Through this process one is looking for a network which makes it possible to have a network function $ \nu (x ; \vartheta)$ that is parsimoniously parameterized and at the same time for a suitable $ \vartheta$ that is a sufficiently good approximation of the regression function $ f(x)$.

Similar to the classical linear regression analysis there are a comprehensive number of instruments available for specifying a network structure consistent with the data. For simplicity we will concentrate on the feed forward network with only one hidden layer made up of $ H$ neurons.

a) Repeated Significance Tests: As with the stepwise construction of a linear regression model we start with a simple network assuming that one additional neuron with the number $ H$ and $ v_H$ output weights has been added.
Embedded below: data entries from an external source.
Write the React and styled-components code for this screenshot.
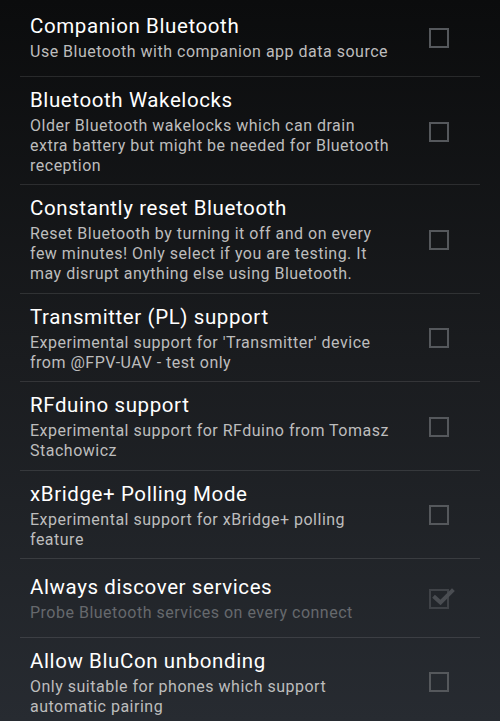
import React from 'react';
import styled, { createGlobalStyle } from 'styled-components';

const GlobalStyle = createGlobalStyle`
  * {
    box-sizing: border-box;
  }

  html, body {
    margin: 0;
    padding: 0;
    height: 100%;
  }

  body {
    font-family: Roboto, 'Noto Sans', sans-serif;
    background: #0b0c0d;
    overflow: hidden;
  }
`;

const Screen = styled.div`
  width: 500px;
  height: 721px;
  overflow: hidden;
  background: linear-gradient(to bottom, #0b0c0d 0%, #1a1c1f 50%, #272b31 100%);
`;

const List = styled.div`
  display: flex;
  flex-direction: column;
  margin-top: -2px;
`;

const Row = styled.div`
  display: flex;
  align-items: center;
  min-height: 79px;
  margin: 0 20px;
  padding: 10px 0 8.4px 10px;
  border-bottom: 1px solid rgba(255, 255, 255, 0.11);
`;

const TextBlock = styled.div`
  flex: 1;
  max-width: 360px;
  display: flex;
  flex-direction: column;
  gap: 3px;
`;

const Title = styled.div`
  color: #ffffff;
  font-size: 20.5px;
  letter-spacing: 0.6px;
  line-height: 26px;
`;

const Summary = styled.div`
  color: ${(p) => (p.disabled ? '#66696d' : '#bdbdbd')};
  font-size: 16px;
  letter-spacing: 0.5px;
  line-height: 20px;
`;

const Box = styled.div`
  position: relative;
  flex: none;
  width: 20px;
  height: 20px;
  margin-left: auto;
  margin-right: 31px;
  border: 2px solid ${(p) => (p.disabled ? '#3f4247' : '#55585c')};
`;

const Tick = styled.svg`
  position: absolute;
  left: 1px;
  top: -3px;
  overflow: visible;
`;

const Checkbox = ({ checked, disabled }) => (
  <Box disabled={disabled}>
    {checked && (
      <Tick width="22" height="20" viewBox="0 0 22 20">
        <path
          d="M3 9.5 L8.5 14.5 L20 3"
          fill="none"
          stroke={disabled ? '#4a4d52' : '#33b5e5'}
          strokeWidth="4"
          strokeLinecap="square"
        />
      </Tick>
    )}
  </Box>
);

const prefs = [
  {
    title: 'Companion Bluetooth',
    summary: 'Use Bluetooth with companion app data source',
  },
  {
    title: 'Bluetooth Wakelocks',
    summary:
      'Older Bluetooth wakelocks which can drain extra battery but might be needed for Bluetooth reception',
  },
  {
    title: 'Constantly reset Bluetooth',
    summary:
      'Reset Bluetooth by turning it off and on every few minutes! Only select if you are testing. It may disrupt anything else using Bluetooth.',
  },
  {
    title: 'Transmitter (PL) support',
    summary: "Experimental support for 'Transmitter' device from @FPV-UAV - test only",
  },
  {
    title: 'RFduino support',
    summary: 'Experimental support for RFduino from Tomasz Stachowicz',
  },
  {
    title: 'xBridge+ Polling Mode',
    summary: 'Experimental support for xBridge+ polling feature',
  },
  {
    title: 'Always discover services',
    summary: 'Probe Bluetooth services on every connect',
    checked: true,
    disabled: true,
  },
  {
    title: 'Allow BluCon unbonding',
    summary: 'Only suitable for phones which support automatic pairing',
  },
];

export default function App() {
  return (
    <>
      <GlobalStyle />
      <Screen>
        <List>
          {prefs.map((p) => (
            <Row key={p.title}>
              <TextBlock>
                <Title>{p.title}</Title>
                <Summary disabled={p.disabled}>{p.summary}</Summary>
              </TextBlock>
              <Checkbox checked={p.checked} disabled={p.disabled} />
            </Row>
          ))}
        </List>
      </Screen>
    </>
  );
}
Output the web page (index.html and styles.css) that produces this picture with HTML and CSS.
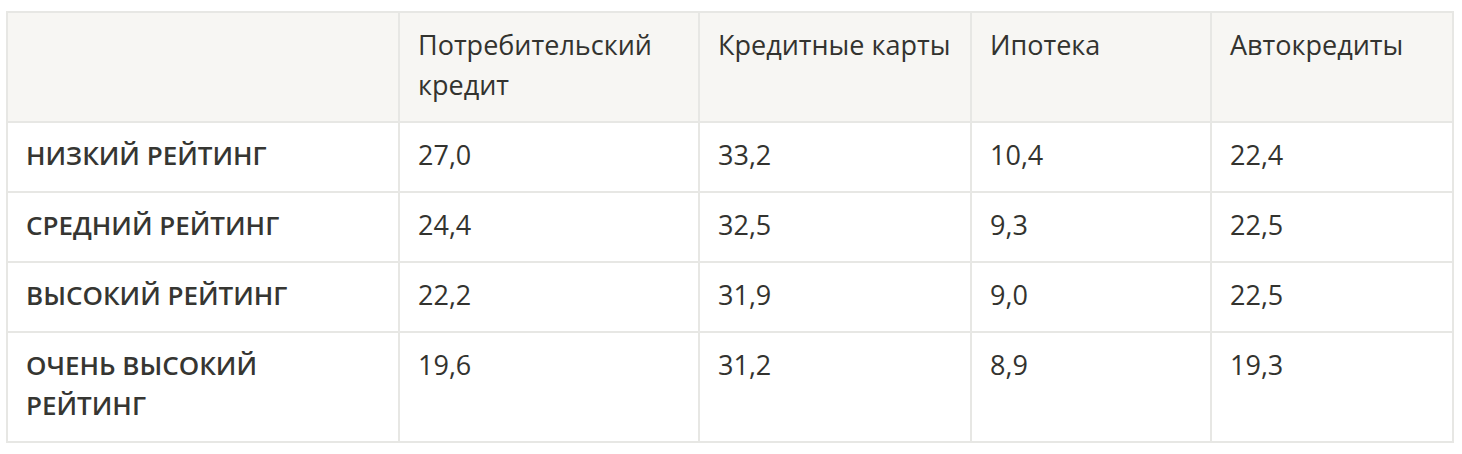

Whether in doing this the quality of the fit of the network has significantly improved is determined by testing the hypothesis $ H_0: v_H=0$ against the alternative $ H_1: v_H \ne 0$. Since under $ H_0$ the input weights $ w_{0H}, ..., w_{pH}$ of the neurons in question are not identifiable, i.e., they have no influence on the value of the network function $ \nu_H$, this is no standard testing problem. White (1989a), Teräsvirta et al. (1993) have developed Lagrange multiplier tests that are suitable for testing the significance of an additional neuron. Going the other direction it is also possible to start with a complex network with large $ H$ assumed neurons successively removing them until the related test rejects the hypothesis $ H_0: v_H=0$. To reduce the number of parameters it makes sense to cut individual input connections, i.e., to set the corresponding weight to zero. For the test of the hypothesis $ H_0: w_{jh}=0$ against the alternative $ H_1: w_{jh}
\ne 0$ classical Wald Tests can be applied due to the asymptotical results such as 18.2 (see for example Anders (1997) for applications in financial statistics).

b) Cross Validation and Validation: The resulting cross validation is usually eliminated due to the extreme amount of calculations to determine the order of the model, i.e., first of all the number $ H$ of neurons in the hidden layer. In order to calculate the leave-one-out estimator for the model parameters one must fit the neural network to the corresponding sample that has been reduced by one observation a total of $ n$ times, and this must be done for every network structure under consideration. A related and more known procedure from the application of neural networks in the regression and time series analysis is to take a portion of the data away from the sample in order to measure the quality of the model based on this so called validation set. In addition to the data $ (X_t, Z_t) ,\ t = 1, \ldots, n,$ used to calculate the least squares estimator $ \hat{\vartheta}_n$ a second independent subsample $ (X_t, Z_t),\ t = n+1, \ldots, n+M,$ is available. By minimizing measurements of fit, such as,

$\displaystyle V(H) = \frac{1}{M} \, \sum^ {n+M}_{t=n+1} \left\{Z_t - \nu _H (X_t;\hat{\vartheta}_n)\right\}^ 2 $

the order of the model $ H$ and the quality of the incomplete network structure can be determined, in which individual input weights have been set to zero.

c) Network Information Criteria: To compare the network structures some well known applications for determining order, such as the Akaike Information Criterion (AIC), can be used. The application from Murata et al. (1994) called the Network Information Criterion (NIC) is specialized for the case of neural networks. Here it is implicitly assumed that the residuals $ \varepsilon_t$ are normally distributed with a common variance $ \sigma^2_\varepsilon$.